— Raw data —
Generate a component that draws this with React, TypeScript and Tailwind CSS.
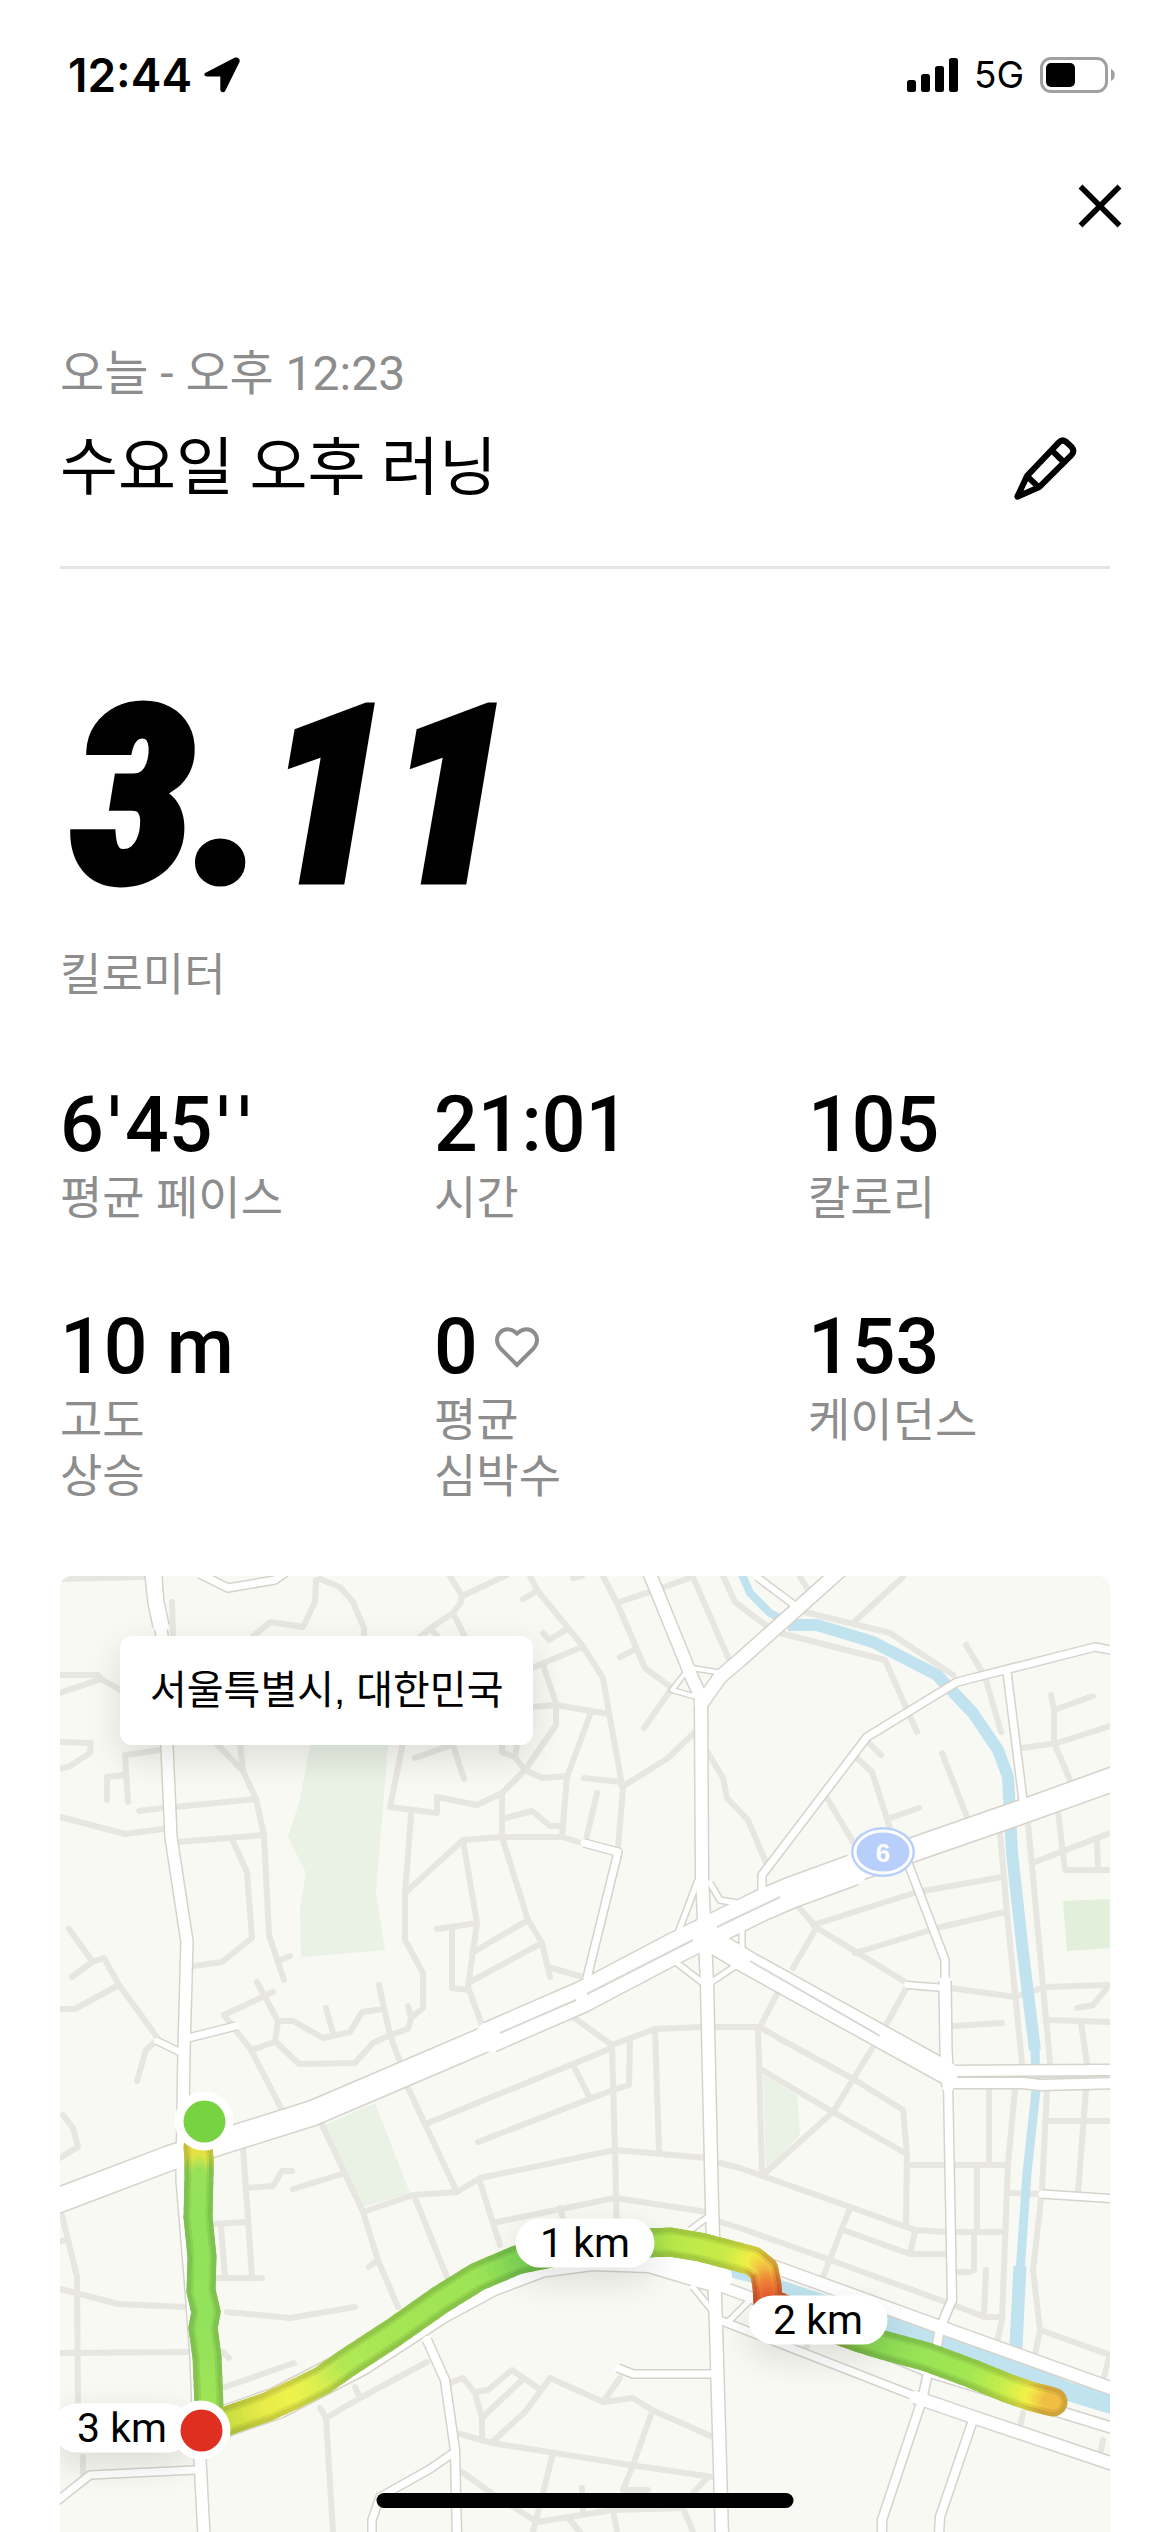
import React from 'react';

interface Stat {
  value: string;
  label: string[];
  heart?: boolean;
}

interface RoutePoint {
  x: number;
  y: number;
  color: [number, number, number];
}

const stats: Stat[] = [
  { value: "6'45''", label: ['평균 페이스'] },
  { value: '21:01', label: ['시간'] },
  { value: '105', label: ['칼로리'] },
  { value: '10 m', label: ['고도', '상승'] },
  { value: '0', label: ['평균', '심박수'], heart: true },
  { value: '153', label: ['케이던스'] },
];

const MAP_WIDTH = 1050;
const MAP_HEIGHT = 956;

const parks = [
  'M250 169L328 169L316 317L325 374L241 381L240 331L246 297L228 261L240 224Z',
  'M265 549L315 527L350 617L303 631Z',
  'M703 499L737 519L740 559L706 594Z',
];

const streets = [
  // north west
  'M0 3L83 1M256 4L255 26L243 51L210 46L190 63M260 3L280 11L293 26L304 52V75M112 26L113 62',
  'M0 99H38L41 103L62 115M0 117L41 103M0 166L31 167L30 177L10 190L0 193',
  'M100 174L65 179L68 226M65 199L47 201V224M79 235L103 232M115 231L196 223',
  'M153 164L183 195L196 223L204 259L209 359L224 404M180 167L183 195M0 241L65 258L103 253',
  'M118 266L204 259M172 263L187 296L192 362L162 386L133 390M220 384L230 380',
  'M9 353L32 385M12 401L32 386L44 382L59 409L97 461M0 433H15L59 409M95 466L86 474L77 505',
  'M197 406L218 445L215 466L191 474M213 416L164 439L191 474L222 534',
  'M217 467L239 488L295 487L313 467L330 459L348 453L351 442L348 430M351 442L363 432V397L345 364V317L351 239',
  'M218 445H233L263 462L290 456L302 436L323 433M266 432L273 457M319 409L330 459L340 486',
  'M343 167L330 231L377 237V221L417 229L442 217L465 194L496 149V129',
  'M345 317L403 264L442 261H502L522 267',
  // north
  'M390 0L402 20L401 26L393 37L372 51L360 61M402 20L447 -1M393 37L405 61M372 54L378 61',
  'M470 0L477 14L522 69L543 102L549 137L563 214L558 271M477 15L463 23M507 53L489 64L483 57',
  'M522 71L472 92M483 89L496 127M472 131L496 129L549 138M531 136L507 201L502 261',
  'M465 194L482 202L507 200M465 194L455 181L442 176V167M455 181L457 169M355 182L392 169M393 169L404 203',
  'M524 202L560 206M537 217L526 264M562 211L608 182L635 156',
  'M442 217V261L468 344L482 367L490 401M488 391L523 401M442 243L472 235L490 250H502',
  'M403 264L417 347L408 411L423 452M377 353L417 347M392 351V412L408 414M468 344L412 377M482 367L408 407',
  'M543 0L557 27L585 92L612 112L584 152M513 2L522 0M557 27L633 1M574 74L560 81M633 1L670 86M663 0L675 26L708 51',
  'M648 177L663 202L667 222L688 244L707 289',
  // north east
  'M720 57L825 84L857 156M745 36L830 57L893 99M793 47L843 1M740 1L750 17M906 69L925 101L941 156',
  'M991 119L994 134V167L1010 204M994 134L1033 120M962 172L997 167L1050 150',
  'M808 166L821 179M797 182L812 196L830 252M830 242L859 232M767 222L793 266M882 177L907 241',
  'M940 256L947 337L962 487M968 247L990 487M753 349L857 316L942 301M795 377L877 352L945 336',
  'M735 327L757 352L847 407M755 354L733 392M718 416L700 451M848 409L825 451',
  'M890 412L955 421L985 411L1050 409M1048 411L1033 429L1017 432M990 444L1050 446M1021 447L1027 487M893 450L942 447',
  'M998 236L1005 294H1050M975 286L1050 257M1037 264L1038 294',
  // centre
  'M513 441L552 469L595 453L642 451M653 451H700L722 464L795 504L843 534L847 577L846 649',
  'M570 462L569 509L553 514L532 522L418 566M595 453L599 574M698 451L702 597',
  'M552 472L555 574L557 660M552 472L368 547M513 489L530 522M348 512L397 616',
  'M303 636L353 619L397 616L420 602L555 574L647 582M355 622L387 701M420 606L440 669',
  'M437 646L555 622L647 636M500 632L505 650M660 587L680 592L855 654L888 656H945',
  'M660 646L680 652L770 684L888 727L925 741H940M702 494L773 536L845 577M813 471L773 536L703 599',
  'M790 632L763 701M783 654L850 678H888M855 656L850 677',
  'M848 589H948M929 512V589M955 514L948 587L942 744L937 766M917 592V656M914 661V694M898 696H910M926 694L924 741',
  'M948 617L980 618M987 514L982 614L973 694L980 754L975 779M988 545H1050M1026 514L1018 616M980 754L1050 779L1043 804',
  // south
  'M0 582L18 571L13 552L3 539M2 639L8 664L17 701L18 829M0 666L8 663M0 713L58 728L125 731M167 736L230 742L295 731',
  'M0 777L128 776M163 776L169 782M165 811L234 787M183 571L192 701M157 702H202M188 612L213 610L222 595H232',
  'M153 648L188 646M161 651L165 701M233 613L282 598M262 549L303 636L318 684L338 731M309 691L318 684',
  'M367 786L300 822L266 842L273 956M295 811L300 822M260 832L266 842M23 881V897',
  'M390 807L403 802L415 817L422 842V864M415 816L428 814L452 794L478 812M462 804L423 841',
  'M432 866L465 836L490 802L543 826L573 822L592 834L653 861M543 826L560 802M592 836L573 889L563 914H588',
  'M397 857L432 867L570 889L653 901M492 881L483 917L473 956M402 896L430 916L477 946L553 934L623 932L633 956',
  'M647 902L633 917M522 912L523 934M553 934L557 956M510 944L520 956M747 770L743 776M963 837L960 851M1043 864L1040 879',
];

// [path, width of the white roadway]
const roads: [string, number][] = [
  ['M96 -2L97 26L102 60L107 171L111 261L127 366L124 474L122 604L130 700L136 780L140 884L144 960', 11],
  ['M93 -2L96 26L101 50', 15],
  ['M140 -2L168 12L215 4L226 -4', 7],
  ['M97 465L120 476', 6],
  ['M128 462L176 450', 7],
  ['M524 267L558 276L527 402', 7],
  ['M589 -4L633 104L641 121L642 301L647 407L652 631L656 751L662 960', 12],
  ['M641 128L660 101L680 84L783 -8', 13],
  ['M630 91L612 114L640 122M632 92L663 97', 4],
  ['M-6 626L110 582L253 537L370 487L440 457', 24],
  ['M430 461L522 421L613 373L700 330L730 317L793 294', 30],
  ['M780 299L967 234L1056 202', 23],
  ['M638 304L618 357M650 307L660 324L677 327M682 351V371M617 387L643 407M677 389L650 407', 5],
  ['M640 358L690 388L887 497', 22],
  ['M887 495L1056 494M887 507H963L980 509L1056 507', 10],
  ['M848 287L885 384V411', 7],
  ['M885 405L886 474L888 511', 11],
  ['M888 505L892 724L880 752L877 769L868 797L862 824L822 944V960', 8],
  ['M847 409L885 412', 6],
  ['M702 314V299L807 161L897 106L1035 71L1056 75M947 96L963 224', 7],
  ['M697 1L737 31', 6],
  ['M982 618L1056 623', 7],
  ['M140 854L217 827L300 784L340 758L380 732L430 705L480 686L533 679L590 681L657 701', 30],
  ['M590 690L657 709L690 721L870 796L1056 853', 10],
  ['M700 686L723 694L880 751L1056 814', 12],
  ['M662 745L857 821', 7],
  ['M855 821L913 841L1056 889', 12],
  ['M633 711L655 738M690 724L667 747', 5],
  ['M630 654L648 641', 5],
  ['M913 844L880 941L879 960', 8],
  ['M367 764L385 804L395 874L397 960', 8],
  ['M393 877L370 893L320 921L312 944V960', 7],
  ['M558 792L573 798H656', 7],
  ['M135 894L30 899L-4 926', 7],
];

const routes: RoutePoint[][] = [
  [
    { x: 138, y: 571, color: [238, 214, 66] },
    { x: 139, y: 583, color: [226, 228, 70] },
    { x: 139, y: 599, color: [152, 226, 90] },
    { x: 138, y: 641, color: [146, 226, 92] },
    { x: 142, y: 681, color: [146, 226, 92] },
    { x: 141, y: 715, color: [148, 226, 92] },
    { x: 146, y: 736, color: [148, 226, 92] },
    { x: 143, y: 752, color: [148, 226, 92] },
    { x: 147, y: 781, color: [152, 226, 90] },
    { x: 149, y: 830, color: [160, 228, 86] },
  ],
  [
    { x: 150, y: 851, color: [190, 216, 64] },
    { x: 178, y: 841, color: [206, 224, 66] },
    { x: 207, y: 831, color: [232, 236, 72] },
    { x: 233, y: 819, color: [240, 242, 76] },
    { x: 263, y: 804, color: [214, 238, 80] },
    { x: 287, y: 787, color: [176, 232, 84] },
    { x: 333, y: 757, color: [166, 230, 84] },
    { x: 380, y: 724, color: [160, 228, 84] },
    { x: 417, y: 701, color: [156, 228, 86] },
    { x: 457, y: 684, color: [130, 216, 86] },
    { x: 520, y: 671, color: [130, 210, 84] },
    { x: 588, y: 667, color: [146, 216, 80] },
    { x: 610, y: 666, color: [180, 230, 74] },
    { x: 640, y: 671, color: [192, 234, 74] },
    { x: 667, y: 678, color: [200, 234, 72] },
    { x: 693, y: 685, color: [240, 240, 70] },
    { x: 704, y: 694, color: [242, 196, 66] },
    { x: 707, y: 710, color: [240, 130, 56] },
    { x: 708, y: 726, color: [232, 92, 48] },
    { x: 735, y: 738, color: [222, 110, 50] },
    { x: 797, y: 761, color: [140, 212, 80] },
    { x: 823, y: 769, color: [142, 220, 86] },
    { x: 867, y: 781, color: [154, 228, 86] },
    { x: 913, y: 798, color: [164, 230, 82] },
    { x: 947, y: 812, color: [200, 238, 76] },
    { x: 970, y: 820, color: [244, 240, 74] },
    { x: 993, y: 826, color: [240, 178, 66] },
  ],
];

const STEPS = 5;

// Splits a route into short strokes so that its colour can change along the way.
const toStrokes = (points: RoutePoint[], shade: number) => {
  const strokes: { d: string; stroke: string }[] = [];
  for (let i = 0; i < points.length - 1; i++) {
    const a = points[i];
    const b = points[i + 1];
    for (let s = 0; s < STEPS; s++) {
      const from = s / STEPS;
      const to = (s + 1) / STEPS;
      const mix = (p: number, q: number, t: number) => p + (q - p) * t;
      const rgb = a.color.map((c, n) => Math.round(mix(c, b.color[n], from) * shade));
      strokes.push({
        d: `M${mix(a.x, b.x, from)} ${mix(a.y, b.y, from)}L${mix(a.x, b.x, to)} ${mix(a.y, b.y, to)}`,
        stroke: `rgb(${rgb.join(',')})`,
      });
    }
  }
  return strokes;
};

const RouteLayer: React.FC<{ width: number; shade: number }> = ({ width, shade }) => (
  <g strokeWidth={width} strokeLinecap="round">
    {routes.flatMap((points) => toStrokes(points, shade)).map((s, i) => (
      <path key={i} d={s.d} stroke={s.stroke} />
    ))}
  </g>
);

const kmLabels = [
  { text: '1 km', x: 525, y: 667 },
  { text: '2 km', x: 758, y: 744 },
  { text: '3 km', x: 62, y: 852 },
];

const endPoints = [
  { name: '출발', x: 144, y: 545, className: 'bg-[#77d341]' },
  { name: '도착', x: 141, y: 854, className: 'bg-[#df2f20]' },
];

const place = (x: number, y: number) => ({
  left: `${(x / MAP_WIDTH) * 100}%`,
  top: `${(y / MAP_HEIGHT) * 100}%`,
});

const RouteMap: React.FC = () => (
  <section className="relative w-full overflow-hidden rounded-t-xl bg-[#f8f9f3]">
    <svg viewBox={`0 0 ${MAP_WIDTH} ${MAP_HEIGHT}`} className="block w-full" fill="none" aria-hidden="true">
      {parks.map((d) => (
        <path key={d} d={d} fill="#eaf1e5" />
      ))}
      <path d="M1003 325L1050 323V372L1007 375Z" fill="#e2efda" />

      <g stroke="#e7e6e1" strokeWidth={6} strokeLinecap="round" strokeLinejoin="round">
        {streets.map((d) => (
          <path key={d} d={d} />
        ))}
      </g>

      <g stroke="#c0e3ef" strokeLinejoin="round">
        <path d="M681 -4L690 17L710 37L733 49" strokeWidth={8} />
        <path d="M728 49L757 49L813 66L877 99L913 137L938 174L948 201L952 277L963 377L975 474" strokeWidth={12} />
        <path d="M975 470L976 514L967 597L960 697L955 775" strokeWidth={9} />
        <path d="M960 690L955 790" strokeWidth={13} />
        <path d="M633 688L705 706" strokeWidth={8} />
        <path d="M712 711L877 766L930 784L1007 815L1056 830" strokeWidth={19} />
      </g>

      <g stroke="#d6d3cc" strokeLinejoin="round">
        {roads.map(([d, width]) => (
          <path key={d} d={d} strokeWidth={width + 3} />
        ))}
      </g>
      <g stroke="#ffffff" strokeLinecap="round" strokeLinejoin="round">
        {roads.map(([d, width]) => (
          <path key={d} d={d} strokeWidth={width} />
        ))}
      </g>
      <path d="M440 457L516 424M527 418L633 364M657 351L720 321M690 385L820 460M968 501H1050" stroke="#dad8d3" strokeWidth={2} />

      <ellipse cx={823} cy={276} rx={32} ry={25} fill="#b9cffb" />
      <ellipse cx={823} cy={276} rx={28} ry={21} stroke="#ffffff" strokeWidth={3} />
      <text
        x={823}
        y={286}
        textAnchor="middle"
        fill="#ffffff"
        className="font-['Liberation_Sans',sans-serif] text-[26px] font-bold"
      >
        6
      </text>

      <RouteLayer width={29} shade={0.86} />
      <RouteLayer width={20} shade={0.93} />
      <RouteLayer width={15} shade={1} />
    </svg>

    {kmLabels.map((label) => (
      <span
        key={label.text}
        style={place(label.x, label.y)}
        className="absolute flex h-[49px] w-[139px] -translate-x-1/2 -translate-y-1/2 items-center justify-center rounded-full bg-white text-[41px] leading-none shadow-[0_12px_36px_rgba(0,0,0,0.12)]"
      >
        {label.text}
      </span>
    ))}
    {endPoints.map((point) => (
      <span
        key={point.name}
        role="img"
        aria-label={point.name}
        style={place(point.x, point.y)}
        className="absolute flex size-[59px] -translate-x-1/2 -translate-y-1/2 items-center justify-center rounded-full bg-white"
      >
        <span className={`size-[42px] rounded-full ${point.className}`} />
      </span>
    ))}
    <p className="absolute top-[60px] left-[60px] rounded-xl bg-white px-[30px] font-['Liberation_Sans','Noto_Sans_CJK_KR',sans-serif] text-[40px] leading-[109px] shadow-[0_12px_36px_rgba(0,0,0,0.12)]">
      서울특별시, 대한민국
    </p>
  </section>
);

const StatusBar: React.FC = () => (
  <div className="flex h-[150px] items-center justify-between pr-[54px] pl-[68px]">
    <div className="flex items-center gap-3">
      <span className="font-['Inter',sans-serif] text-[46px] font-semibold">12:44</span>
      <svg viewBox="0 0 36 36" className="size-9" aria-hidden="true">
        <path
          d="M2.600 15.300L30.500.800C33.600-.700 36.700 2.200 35.400 5.300L21.300 33.700C20.200 36.200 16.400 35.600 16.300 32.500V19.600L3.300 19.500C-.200 19.300-.900 16.700 2.600 15.300Z"
          fill="#000000"
        />
      </svg>
    </div>
    <div className="flex items-center">
      <svg viewBox="0 0 51 34" className="h-[34px] w-[51px]" aria-hidden="true">
        <rect x="0" y="22" width="9" height="12" rx="2.500" />
        <rect x="14" y="16" width="9" height="18" rx="2.500" />
        <rect x="28" y="8" width="9" height="26" rx="2.500" />
        <rect x="42" y="0" width="9" height="34" rx="2.500" />
      </svg>
      <span className="ml-4 font-['Inter',sans-serif] text-[37px]">5G</span>
      <svg viewBox="0 0 76 36" className="ml-4 h-9 w-[76px]" aria-hidden="true">
        <rect x="1.500" y="1.500" width="65" height="33" rx="9.500" fill="none" stroke="#a0a0a0" strokeWidth="3" />
        <rect x="6" y="6" width="29" height="24" rx="5" />
        <path d="M71 12C76 13.500 76 22.500 71 24Z" fill="#a0a0a0" />
      </svg>
    </div>
  </div>
);

// Roboto's prime marks are narrow, so they are set in a wider face.
const StatValue: React.FC<{ value: string }> = ({ value }) => (
  <span>
    {value.split(/('+)/).map((part, i) =>
      part.startsWith("'") ? (
        <span key={i} className="font-['DejaVu_Sans',sans-serif]">
          {part}
        </span>
      ) : (
        part
      ),
    )}
  </span>
);

const App: React.FC = () => {
  return (
    <div className="relative bg-white font-['Roboto','Noto_Sans_CJK_KR',sans-serif] text-black">
      <StatusBar />

      <div className="flex h-28 items-center justify-end pr-[48px]">
        <button type="button" aria-label="닫기">
          <svg viewBox="0 0 44 44" className="size-11" fill="none" stroke="currentColor" strokeWidth="5.500">
            <path d="M2.500 2.500L41.500 41.500M41.500 2.500L2.500 41.500" />
          </svg>
        </button>
      </div>

      <main className="px-[60px]">
        <header className="mt-20 border-b-[3px] border-[#e5e5e5] pb-15">
          <p className="text-[48px] leading-[64px] text-[#8d8d8d]">오늘 - 오후 12:23</p>
          <div className="mt-6 flex items-center justify-between pr-[33px]">
            <h1 className="text-[63px] leading-[76px]">수요일 오후 러닝</h1>
            <button type="button" aria-label="이름 수정">
              <svg
                viewBox="72 50 188 188"
                className="size-[63px]"
                fill="none"
                stroke="currentColor"
                strokeWidth="18"
                strokeLinejoin="round"
              >
                <path d="M82 228L111 166L206 66Q216 56 227 64L244 80Q254 92 244 103L148 199Z" />
                <path d="M184 89L225 129M110 166L147 201" />
              </svg>
            </button>
          </div>
        </header>

        <p className="mt-32 pl-3 font-['Roboto_Condensed','Roboto',sans-serif] text-[246px] leading-[200px] font-black italic [-webkit-text-stroke:7px_black]">
          3.11
        </p>
        <p className="mt-[51px] text-[45px] leading-[56px] text-[#8d8d8d]">킬로미터</p>

        <dl className="mt-[81px] grid grid-cols-3 gap-x-[72px] gap-y-[81px]">
          {stats.map((stat) => (
            <div key={stat.value} className="flex flex-col-reverse justify-end gap-[5px]">
              <dt className="text-[46px] leading-[56px] text-[#8d8d8d]">
                {stat.label.map((line) => (
                  <span key={line} className="block">
                    {line}
                  </span>
                ))}
              </dt>
              <dd className="flex h-20 items-center gap-4 text-[77px] leading-[80px] font-medium">
                <StatValue value={stat.value} />
                {stat.heart && (
                  <svg viewBox="0 0 46 44" className="h-11 w-[46px]" fill="none" stroke="#8d8d8d" strokeWidth="4" aria-hidden="true">
                    <path d="M23 40L6.500 23.500C-3.500 12.500 10-3.500 23 8.500C36-3.500 49.500 12.500 39.500 23.500Z" />
                  </svg>
                )}
              </dd>
            </div>
          ))}
        </dl>

        <div className="mt-18">
          <RouteMap />
        </div>
      </main>

      <div className="absolute bottom-6 left-1/2 h-[15px] w-[417px] -translate-x-1/2 rounded-full bg-black" />
    </div>
  );
};

export default App;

— To be done —
Copy nothing but the lines from the first one in the listing through the line with "const MAP_HEIGHT = 956;", and omit the pictures.

— Expected output —
Generate a component that draws this with React, TypeScript and Tailwind CSS.
import React from 'react';

interface Stat {
  value: string;
  label: string[];
  heart?: boolean;
}

interface RoutePoint {
  x: number;
  y: number;
  color: [number, number, number];
}

const stats: Stat[] = [
  { value: "6'45''", label: ['평균 페이스'] },
  { value: '21:01', label: ['시간'] },
  { value: '105', label: ['칼로리'] },
  { value: '10 m', label: ['고도', '상승'] },
  { value: '0', label: ['평균', '심박수'], heart: true },
  { value: '153', label: ['케이던스'] },
];

const MAP_WIDTH = 1050;
const MAP_HEIGHT = 956;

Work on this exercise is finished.